When you’re angry, or anxious, it’s easy to feel like things are worse than they really are. Through a mindfulness techniques, you can replace unhelpful negative thoughts with more reasonable ones. Instead of thinking “Everything is ruined,” for example, tell yourself “This is frustrating, but it’s not the end of the world.”
I know, I know. Easier said than done right? Well let me put a thought in your head: did the world end? Aren’t you still here, today, reading this blog? That means that you have survived 100% of what the world has thrown at you. That therefore means that nothing you’ve experienced was ‘the end of the world.’
There’s a reason people say “This too shall pass.” It’s because everything is temporary. Even negative emotions and thought patterns can be stopped. You just have to stop feeding them, and instead start feeding your positive thoughts.
Try these strategies to reframe your thinking:
- Avoid words like “never” or “always” when talking about yourself or others. Statements like “This never works” or “You’re always forgetting things” make you feel your anger is justified. Such statements also alienate people who might otherwise be willing to work with you on a solution.
- Use logic. Even when it’s justified, an emotion can quickly become irrational. Remind yourself that the world is not out to get you. Do this each time you start feeling stressed, and you’ll get a more balanced perspective.
- Translate expectations into desires. Emotional people tend to demand things, whether it’s fairness, appreciation, agreement or willingness to do things their way. Try to change your demands into requests. And if things don’t go your way, try not to let your disappointment turn into anger, sadness, or hopelessness.

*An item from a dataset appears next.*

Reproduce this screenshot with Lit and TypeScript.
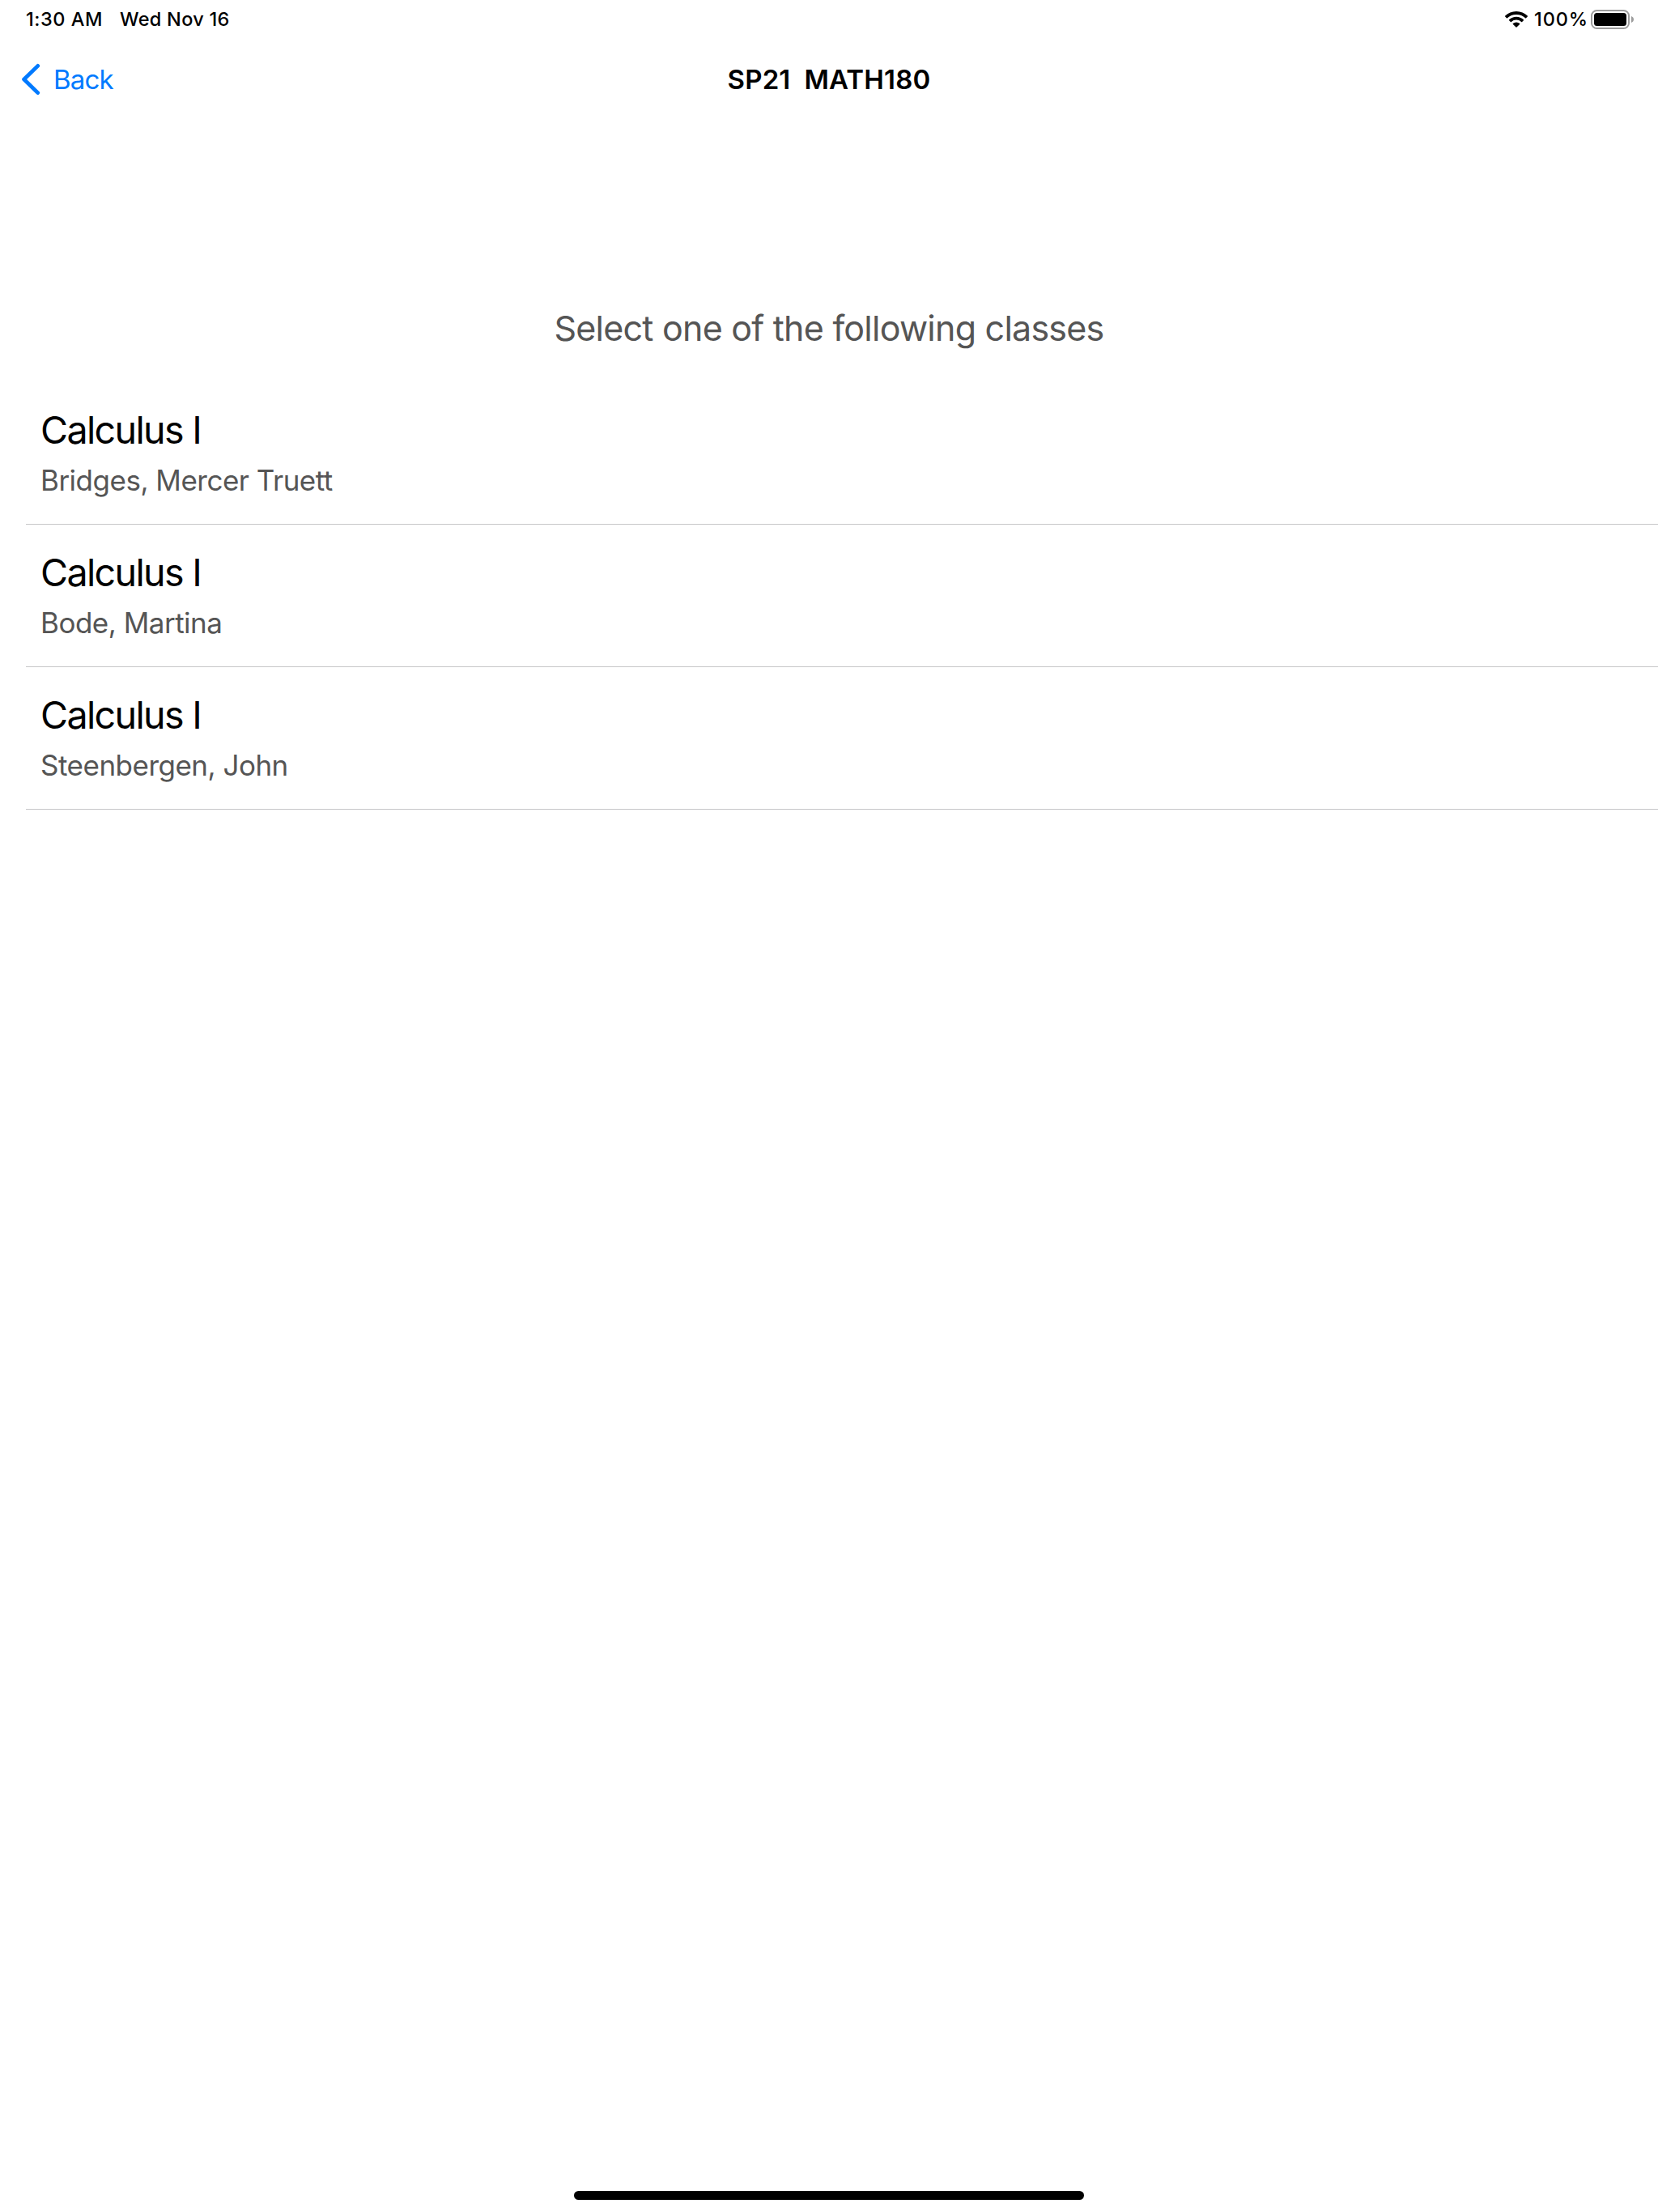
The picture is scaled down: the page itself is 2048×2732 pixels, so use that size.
import { LitElement, html, css } from "lit";
import { customElement, property, state } from "lit/decorators.js";

interface ClassEntry {
  title: string;
  instructor: string;
}

@customElement("status-bar")
class StatusBar extends LitElement {
  static styles = css`
    :host {
      display: flex;
      align-items: center;
      height: 48px;
      padding: 0 30px 0 32px;
      font-size: 23.5px;
      font-weight: 500;
      line-height: 48px;
      white-space: nowrap;
    }
    .time {
      width: 116px;
      letter-spacing: 0.55px;
    }
    .date {
      letter-spacing: 0.28px;
    }
    .status {
      display: flex;
      align-items: center;
      height: 48px;
      margin-left: auto;
    }
    .percent {
      width: 70px;
      margin-left: 8px;
      letter-spacing: 0.9px;
    }
    svg {
      display: block;
    }
  `;

  render() {
    return html`
      <span class="time">1:30 AM</span>
      <span class="date">Wed Nov 16</span>
      <div class="status">
        <svg width="28" height="20" viewBox="0 0 28 20">
          <path d="M14 0C8.600 0 3.700 2.100 0.250 5.600a0.700 0.700 0 0 0 0 1l1.650 1.700a0.700 0.700 0 0 0 1 0A15.700 15.700 0 0 1 14 3.900a15.700 15.700 0 0 1 11.100 4.400a0.700 0.700 0 0 0 1 0l1.650-1.700a0.700 0.700 0 0 0 0-1C24.300 2.100 19.400 0 14 0z" />
          <path d="M14 6.800a13 13 0 0 0-8.900 3.500a0.700 0.700 0 0 0 0 1l1.750 1.700a0.700 0.700 0 0 0 1 0A9 9 0 0 1 14 10.600a9 9 0 0 1 6.150 2.400a0.700 0.700 0 0 0 1 0l1.750-1.700a0.700 0.700 0 0 0 0-1A13 13 0 0 0 14 6.800z" />
          <path d="M14 13.400a6.400 6.400 0 0 0-4.100 1.500a0.700 0.700 0 0 0 0 1.100l3.600 3.600a0.700 0.700 0 0 0 1 0l3.600-3.600a0.700 0.700 0 0 0 0-1.100A6.400 6.400 0 0 0 14 13.400z" />
        </svg>
        <span class="percent">100%</span>
        <svg width="53" height="24" viewBox="0 0 53 24">
          <rect x="1" y="1" width="46" height="22" rx="6.500" fill="none" stroke="#9c9c9c" stroke-width="2" />
          <rect x="4" y="4" width="40" height="16" rx="3.500" />
          <path d="M50 8c1.900 0.700 3 2.200 3 4s-1.100 3.300-3 4z" fill="#9c9c9c" />
        </svg>
      </div>
    `;
  }
}

@customElement("nav-bar")
class NavBar extends LitElement {
  static styles = css`
    :host {
      display: grid;
      grid-template-columns: 1fr auto 1fr;
      align-items: center;
      height: 100px;
      padding: 0 26px;
      font-size: 33px;
      line-height: 100px;
      white-space: pre;
    }
    .back {
      display: flex;
      align-items: center;
      gap: 16px;
      color: #007aff;
      letter-spacing: -0.8px;
    }
    .heading {
      font-weight: 600;
      letter-spacing: 0.17px;
    }
    svg {
      display: block;
    }
  `;

  @property() heading = "";

  render() {
    return html`<div class="back"><svg width="24" height="40" viewBox="0 0 24 40"><path d="M20.700 3.400L3.600 20L20.700 36.600" fill="none" stroke="currentColor" stroke-width="4.800" stroke-linecap="round" stroke-linejoin="round" /></svg><span>Back</span></div><div class="heading">${this.heading}</div>`;
  }
}

@customElement("class-row")
class ClassRow extends LitElement {
  static styles = css`
    :host {
      display: flex;
      flex-direction: column;
      gap: 11px;
      box-sizing: border-box;
      height: 176px;
      margin-left: 32px;
      padding: 30px 18px 0;
      border-bottom: 1px solid #c6c6c8;
      white-space: nowrap;
    }
    .title {
      font-size: 46.6px;
      line-height: 58px;
      letter-spacing: -1.65px;
    }
    .instructor {
      color: #555;
      font-size: 35px;
      line-height: 44px;
      letter-spacing: -0.5px;
    }
  `;

  @property() heading = "";
  @property() instructor = "";

  render() {
    return html`
      <div class="title">${this.heading}</div>
      <div class="instructor">${this.instructor}</div>
    `;
  }
}

@customElement("app-root")
class AppRoot extends LitElement {
  static styles = css`
    :host {
      display: flex;
      flex-direction: column;
      box-sizing: border-box;
      height: 2732px;
      padding-bottom: 15px;
      background: #fff;
      color: #000;
      font-family: Inter, "Liberation Sans", sans-serif;
    }
    .prompt {
      padding: 227px 0 37px;
      color: #555;
      font-size: 43px;
      line-height: 60px;
      letter-spacing: -0.76px;
      text-align: center;
    }
    .home-indicator {
      width: 630px;
      height: 11px;
      margin: auto auto 0;
      border-radius: 6px;
      background: #000;
    }
  `;

  @state() private classes: ClassEntry[] = [
    { title: "Calculus I", instructor: "Bridges, Mercer Truett" },
    { title: "Calculus I", instructor: "Bode, Martina" },
    { title: "Calculus I", instructor: "Steenbergen, John" },
  ];

  render() {
    return html`
      <status-bar></status-bar>
      <nav-bar heading="SP21  MATH180"></nav-bar>
      <div class="prompt">Select one of the following classes</div>
      ${this.classes.map(
        (c) => html`<class-row heading=${c.title} instructor=${c.instructor}></class-row>`
      )}
      <div class="home-indicator"></div>
    `;
  }
}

Next, relax. Simple relaxation or mindfulness strategies, such as deep breathing and relaxing imagery, can help soothe overwhelming feelings. If you practice one or more of these strategies often, it will be easier to apply them when deep emotions strike.
You can’t completely eliminate feelings.
But you can make changes to the way those events affect you, and the ways in which you respond. By making the effort to keep your emotions in check, you and the people close to you will be happier for the long run.
This process does not take place overnight. Don’t get me wrong, many people have epiphanies when doing deep work. But the execution of reprogramming years of experience takes time and repetition. Have patience with yourself, and understand that also seeking professional help with this process can go a long way towards guiding you to the future you desire.
How a psychologist can help
If you continue to feel overwhelmed, consult with a psychologist or other licensed mental health professional who can help you learn how to control your stressful emotions. He or she can help you identify problem areas and then develop an action plan for changing them.
**Disclosure: This blog is not meant to be a replacement for professional/licensed therapy.
Many people enjoy the DIY of mental health, but almost everyone needs support at one time or another, and no one should feel alone in their pain.
While almost anything can be found on the internet, if you’re in need of professional help do not hesitate to contact a licensed therapist.